Book description
Superb and surprising new fiction is found in this major new
collection from the Australian master.
A man named Huebler decides to photograph everyone alive. A suburban
father perches in his son's tree house to spy on his friends. A
dentist recognises his estranged wife in a famous painting. 'The
Seduction of My Sister' tells of the increasingly bizarre events
involving a boy and his sister when a new family moves in across the
street. And in 'Camouflage', Eric Banerjee, an unassuming Adelaide
piano tuner, is sent north to the centre of Australia in 1943 to make
his contribution to the war effort.
It is clear in all these remarkable stories that Murray Bail -
already celebrated for his novels - has also extended the manifold
possibilities of short fiction. Each of his stories creates a strange
and fascinating new world, and none of them is easily forgotten.

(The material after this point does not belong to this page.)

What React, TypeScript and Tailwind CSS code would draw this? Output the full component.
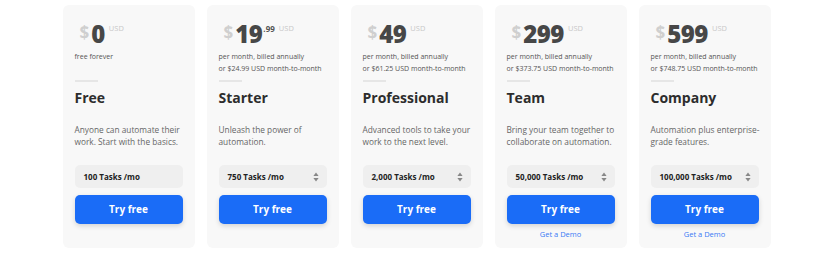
import React from 'react';

type Plan = {
  name: string;
  price: string;
  cents?: string;
  note: string[];
  desc: string[];
  tasks: string;
  spinner: boolean;
  demo: boolean;
};

const plans: Plan[] = [
  { name: 'Free', price: '0', note: ['free forever'], desc: ['Anyone can automate their', 'work. Start with the basics.'], tasks: '100 Tasks /mo', spinner: false, demo: false },
  { name: 'Starter', price: '19', cents: '.99', note: ['per month, billed annually', 'or $24.99 USD month-to-month'], desc: ['Unleash the power of', 'automation.'], tasks: '750 Tasks /mo', spinner: true, demo: false },
  { name: 'Professional', price: '49', note: ['per month, billed annually', 'or $61.25 USD month-to-month'], desc: ['Advanced tools to take your', 'work to the next level.'], tasks: '2,000 Tasks /mo', spinner: true, demo: false },
  { name: 'Team', price: '299', note: ['per month, billed annually', 'or $373.75 USD month-to-month'], desc: ['Bring your team together to', 'collaborate on automation.'], tasks: '50,000 Tasks /mo', spinner: true, demo: true },
  { name: 'Company', price: '599', note: ['per month, billed annually', 'or $748.75 USD month-to-month'], desc: ['Automation plus enterprise-', 'grade features.'], tasks: '100,000 Tasks /mo', spinner: true, demo: true },
];

const Spinner = () => (
  <svg width="6" height="10" viewBox="0 0 6 10" className="text-[#888]">
    <path d="M3 0.5 L5.6 4 H0.4 Z" fill="currentColor" />
    <path d="M3 9.5 L5.6 6 H0.4 Z" fill="currentColor" />
  </svg>
);

const Card = ({ plan }: { plan: Plan }) => (
  <div className="w-[132px] h-[243px] bg-[#f8f8f8] rounded-[6px] px-3 pt-[15px] flex flex-col">
    {/* Price */}
    <div className="flex items-start h-[28px] pl-[5px]">
      <span className="text-[17px] font-bold text-[#cfcfcf] leading-[28px] mt-[-1px] mr-[2px]">$</span>
      <span className="text-[24px] font-extrabold text-[#474747] leading-[28px] tracking-[-0.5px]">{plan.price}</span>
      {plan.cents && <span className="text-[8px] font-bold text-[#555] leading-none mt-[5px] ml-[1px]">{plan.cents}</span>}
      <span className="text-[7.5px] text-[#c8c8c8] leading-none mt-[5px] ml-[4px]">USD</span>
    </div>

    {/* Billing note */}
    <div className="mt-[3px] h-[24px] text-[7px] leading-[12px] text-[#555] whitespace-nowrap">
      {plan.note.map((l) => (
        <div key={l}>{l}</div>
      ))}
    </div>

    <div className="mt-[5px] w-[23px] h-[2px] bg-[#e6e6e6]" />

    <div className="mt-[6px] text-[14px] font-bold leading-[20px] text-[#2d2d2d]">{plan.name}</div>

    <div className="mt-[16px] text-[8.3px] leading-[12px] text-[#666] whitespace-nowrap">
      {plan.desc.map((l) => (
        <div key={l}>{l}</div>
      ))}
    </div>

    {/* Task selector */}
    <div className="mt-[17px] h-[23px] rounded-[5px] bg-[#efefef] flex items-center justify-between pl-[9px] pr-[8px]">
      <span className="text-[8px] font-bold text-[#222]">{plan.tasks}</span>
      {plan.spinner && <Spinner />}
    </div>

    <button className="mt-[7px] h-[29px] w-full rounded-[5px] bg-[#1a6cf7] text-white text-[10px] font-bold shadow-[0_2px_5px_rgba(0,0,0,0.15)]">
      Try free
    </button>

    {plan.demo && (
      <div className="mt-[5px] text-center text-[7.5px] leading-[10px] text-[#3b7bf5]">Get a Demo</div>
    )}
  </div>
);

export default function App() {
  return (
    <div className="w-[831px] h-[262px] bg-white flex justify-center gap-3 pt-[5px] pl-[2px]" style={{ fontFamily: '"Open Sans", sans-serif' }}>
      {plans.map((p) => (
        <Card key={p.name} plan={p} />
      ))}
    </div>
  );
}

Bail's work in this collection is deft, angular, and very
entertaining; the mastery of his art is fully revealed with wry humour
and haunting power.
Murray Bail was born in Adelaide in 1941. He is the author of four
novels and two collections of short stories. Harvill Secker published
his
Notebooks
in 2005. His novel
Eucalyptus
was awarded the 1999 Commonwealth Writers' Prize and the Miles Franklin
Literary Award.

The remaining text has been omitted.